Tenho certeza que, naquele momento, minha mãe e avó, olharam para o céu e perguntaram "que mal haviam feito para ter um filho/neto como eu"?...
Abração,
Natale

Wilson Natale disse...

ZECA: Meu pai não me castigou. Castigar era sentir a "Serafina" (nome que dávamos - eu e meu irmão- à cinta dele) cantando no nosso trazeiro".
Na verdade, papai me puniu com rigor. E, embora raras, as punições aplicadas por êle, sempre atingia os meus pontos fracos.
E êle me puniu com muita razão! Afinal, gritar a pleno pulmão, acima do canto entoado "Olha as putanas"!Não é coisa que se faça. Ahahahahaaaaa... Mas, eu fiz!
Abração,
Natale

Wilson Natale disse...

MÀRCIA: Com certeza toda família tem um Tio Amedeo. Eles são o sal, as especiarias, que tornam a família mais gostosas e nos transmitem a alegria de viver.
Abração,
Natale

Wilson Natale disse...

ZECA: Ahahahaaaaaa!
O TRASEIRO, meu e do meu irmão, não é diferente do dos outros. Então, leia TRESEIRO EM VEZ DE TRAZEIRO.
Vez ou outra, entre os tantos erros, sempre acho, ato falho, que traseiro tem a haver com o verbo TRAZER (risos).
Abração,
Natale

Laruccia disse...

Fiquei com pena de vc, Natale "ma naquela hora vc tinha que falá estas coisas, porca miséria". Nem um ovinho, piquinininho, daqueles que davam de troco?
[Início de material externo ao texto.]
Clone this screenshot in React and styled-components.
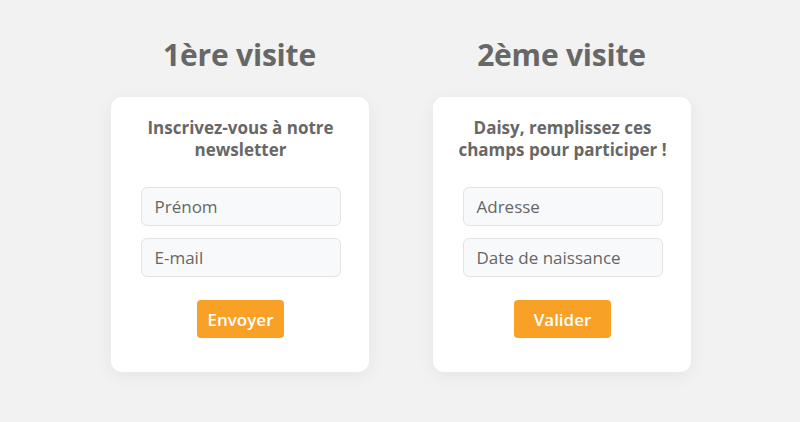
import React from "react"
import styled, { createGlobalStyle } from "styled-components"

const GlobalStyle = createGlobalStyle`
    html, body
    {
        margin: 0;
        padding: 0;
        background: #f2f2f2;
        font-family: "Open Sans", "Liberation Sans", sans-serif;
    }
`

const forms = [
    {
        heading: "1ère visite",
        title: ["Inscrivez-vous à notre", "newsletter"],
        fields: ["Prénom", "E-mail"],
        action: "Envoyer",
        actionWidth: 87
    },
    {
        heading: "2ème visite",
        title: ["Daisy, remplissez ces", "champs pour participer !"],
        fields: ["Adresse", "Date de naissance"],
        action: "Valider",
        actionWidth: 97
    }
]

const App = () =>
{
    return(
        <>
            <GlobalStyle />
            <Page>
                {forms.map((form) => (
                    <Column key={form.heading}>
                        <Heading>{form.heading}</Heading>
                        <Card>
                            <CardTitle>
                                {form.title[0]}
                                <br />
                                {form.title[1]}
                            </CardTitle>
                            <Fields>
                                {form.fields.map((field) => (
                                    <Field key={field}>{field}</Field>
                                ))}
                            </Fields>
                            <Button $width={form.actionWidth}>{form.action}</Button>
                        </Card>
                    </Column>
                ))}
            </Page>
        </>
    )
}

const Page = styled.div`

    width: 800px;
    height: 422px;
    display: flex;
    justify-content: center;
    gap: 64px;
    padding: 36px 0 0 1px;
    box-sizing: border-box;

`

const Column = styled.div`

    width: 258px;
    display: flex;
    flex-direction: column;
    align-items: center;

`

const Heading = styled.h1`

    margin: 0;
    height: 61px;
    font-size: 30px;
    line-height: 38px;
    font-weight: 700;
    color: #676767;
    letter-spacing: -0.2px;

`

const Card = styled.div`

    width: 100%;
    height: 275px;
    box-sizing: border-box;
    background: #ffffff;
    border-radius: 11px;
    box-shadow: 0 4px 18px rgba(0, 0, 0, 0.06);
    padding: 20px 28px 0 30px;
    display: flex;
    flex-direction: column;
    align-items: center;

`

const CardTitle = styled.div`

    font-size: 17px;
    line-height: 22px;
    font-weight: 700;
    color: #676767;
    text-align: center;
    white-space: nowrap;
    margin-bottom: 26px;

`

const Fields = styled.div`

    width: 100%;
    display: flex;
    flex-direction: column;
    gap: 12px;
    margin-bottom: 23px;

`

const Field = styled.div`

    height: 39px;
    box-sizing: border-box;
    border: 1px solid #e3e3e3;
    border-radius: 6px;
    background: #f8f9fa;
    padding: 0 13px;
    display: flex;
    align-items: center;
    font-size: 17px;
    color: #666666;

`

const Button = styled.button`

    width: ${(props) => props.$width}px;
    height: 38px;
    border: none;
    border-radius: 4px;
    background: #f9a027;
    color: #ffffff;
    font-family: inherit;
    font-size: 17px;
    font-weight: 600;
    cursor: pointer;

`

export default App
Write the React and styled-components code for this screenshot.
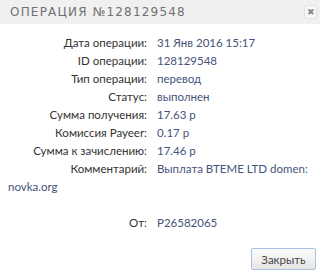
import React from "react";
import styled, { createGlobalStyle } from "styled-components";

const GlobalStyle = createGlobalStyle`
    html, body {
        margin: 0;
        padding: 0;
        background: #ffffff;
    }
    body {
        font-family: Lato, "Open Sans", sans-serif;
    }
`;

const Dialog = styled.div`
    width: 320px;
    height: 274px;
    background: #ffffff;
    display: flex;
    flex-direction: column;
`;

const Header = styled.div`
    height: 24px;
    background: #f0f0f0;
    display: flex;
    align-items: center;
    justify-content: space-between;
    padding: 0 3px 0 10px;
`;

const Title = styled.h4`
    margin: 0;
    font-family: "DejaVu Sans", sans-serif;
    font-size: 12px;
    font-weight: normal;
    letter-spacing: 1.2px;
    color: #707070;
    text-transform: uppercase;
`;

const CloseButton = styled.button`
    width: 13px;
    height: 14px;
    padding: 0;
    border: 1px solid #e2e2e2;
    border-radius: 2px;
    background: #f6f6f6;
    color: #888;
    font-size: 9px;
    line-height: 12px;
    display: flex;
    align-items: center;
    justify-content: center;
`;

const Body = styled.div`
    padding: 10px 8px 0 8px;
    flex: 1;
`;

const Row = styled.div`
    font-size: 11.5px;
    line-height: 18px;
    color: #333333;
    min-height: ${props => (props.$gap ? 54 : 18)}px;
`;

const Label = styled.span`
    display: inline-block;
    width: 139px;
    text-align: right;
    margin-right: 10px;
`;

const Value = styled.span`
    color: #45537c;
`;

const Footer = styled.div`
    display: flex;
    justify-content: flex-end;
    padding: 0 4px 4px 0;
`;

const Button = styled.button`
    width: 65px;
    height: 22px;
    border: 1px solid #a9c1e2;
    border-radius: 2px;
    background: linear-gradient(#fbfbfb, #e6e6e6);
    color: #444;
    font-family: inherit;
    font-size: 11.5px;
`;

const rows = [
    ["Дата операции:", "31 Янв 2016 15:17"],
    ["ID операции:", "128129548"],
    ["Тип операции:", "перевод"],
    ["Статус:", "выполнен"],
    ["Сумма получения:", "17.63 р"],
    ["Комиссия Payeer:", "0.17 р"],
    ["Сумма к зачислению:", "17.46 р"],
    ["Комментарий:", "Выплата BTEME LTD domen: novka.org", true],
    ["От:", "P26582065"]
];

export default function App() {
    return (
        <Dialog>
            <GlobalStyle />
            <Header>
                <Title>Операция №128129548</Title>
                <CloseButton aria-label="Закрыть">✖</CloseButton>
            </Header>
            <Body>
                {rows.map(([label, value, gap]) => (
                    <Row key={label} $gap={gap}>
                        <Label>{label}</Label>
                        <Value>{value}</Value>
                    </Row>
                ))}
            </Body>
            <Footer>
                <Button>Закрыть</Button>
            </Footer>
        </Dialog>
    );
}
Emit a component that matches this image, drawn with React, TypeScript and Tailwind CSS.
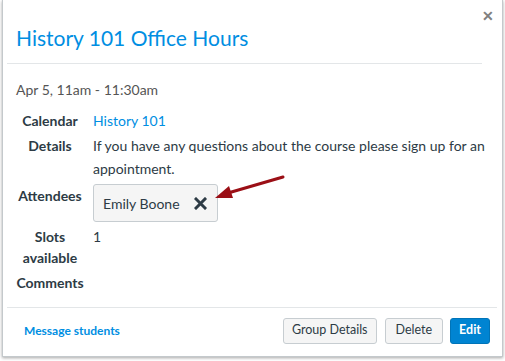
import React from 'react';

const App = () => {
  return (
    <div className="w-[505px] h-[361px] bg-white overflow-hidden" style={{ fontFamily: 'Lato, "Noto Sans", sans-serif' }}>
      <div className="relative ml-[2px] w-[501px] h-[357px] bg-white border-x border-b border-[#c4c9cc] shadow-[0_1px_3px_rgba(0,0,0,0.35)] flex flex-col">
        <button className="absolute right-[8px] top-[9px] text-[#808080] text-[14px] font-bold leading-none">✕</button>

        <div className="pl-[9px] pt-[25px] pb-[12px] mr-[20px] ml-[4px] border-b border-[#e3e6e8]">
          <h1 className="text-[21px] leading-[26px] text-[#008ee2]">History 101 Office Hours</h1>
        </div>

        <div className="pl-[13px] pt-[17px] text-[#555] text-[14px] leading-[18px]">Apr 5, 11am - 11:30am</div>

        <div className="grid grid-cols-[68px_1fr] gap-x-[9px] pl-[13px] pr-[14px] pt-[10px] text-[14px] leading-[23px] text-[#2d3b45]">
          <div className="text-center font-bold">Calendar</div>
          <div className="text-[#008ee2]">History 101</div>

          <div className="text-center font-bold pt-[2px]">Details</div>
          <div className="pt-[2px]">If you have any questions about the course please sign up for an appointment.</div>

          <div className="text-center font-bold pt-[4px]">Attendees</div>
          <div className="pt-[4px] relative">
            <div className="inline-flex items-center gap-[14px] h-[38px] pl-[9px] pr-[10px] bg-[#f5f5f5] border border-[#c7cdd1] rounded-[3px]">
              <span>Emily Boone</span>
              <svg width="13" height="13" viewBox="0 0 13 13">
                <path d="M2 2 L11 11 M11 2 L2 11" stroke="#2d3b45" strokeWidth="3" strokeLinecap="square" />
              </svg>
            </div>
            <svg className="absolute left-[121px] top-[-6px]" width="72" height="32" viewBox="0 0 72 32">
              <path d="M69 3 L14 19" stroke="#9b0f16" strokeWidth="3" strokeLinecap="round" />
              <path d="M1 24 L15 12 L19 24 Z" fill="#9b0f16" />
            </svg>
          </div>

          <div className="text-center font-bold leading-[21px] pt-[4px]">Slots<br />available</div>
          <div className="leading-[21px] pt-[4px]">1</div>

          <div className="text-center font-bold pt-[3px]">Comments</div>
          <div></div>
        </div>

        <div className="mt-[13px] ml-[4px] mr-[5px] border-t border-[#e3e6e8] flex items-center justify-between pl-[17px] pr-[7px] h-[46px]">
          <a className="text-[#008ee2] text-[12px] font-bold">Message students</a>
          <div className="flex">
            <button className="h-[26px] px-[8px] text-[12.5px] text-[#2d3b45] bg-[#f5f5f5] border border-[#c7cdd1] rounded-[3px]">Group Details</button>
            <button className="ml-[8px] h-[26px] px-[10px] text-[12.5px] text-[#2d3b45] bg-[#f5f5f5] border border-[#c7cdd1] rounded-[3px]">Delete</button>
            <button className="ml-[7px] h-[26px] px-[8px] text-[12.5px] font-bold text-white bg-[#0084d2] border border-[#0074b8] rounded-[3px]">Edit</button>
          </div>
        </div>
      </div>
    </div>
  );
};

export default App;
O seu babo era brabo,hein?
Natal, adorei sua crônica. Soberba, como sempre, formidável. Parabéns, vechio compagno.
Laruccia

Wilson Natale disse...

Larù, carissimo! Nen um ovinho mixuruca para não passar a Páscoa em branco!
Mas, como disse acima, aconteceu um milagre. Tio Amedeu dividiu seu ovo comigo.
Nessa época eu descobri a verdade do ditado: Falar é prata. Calar evita que a gente perca os dentes (risos).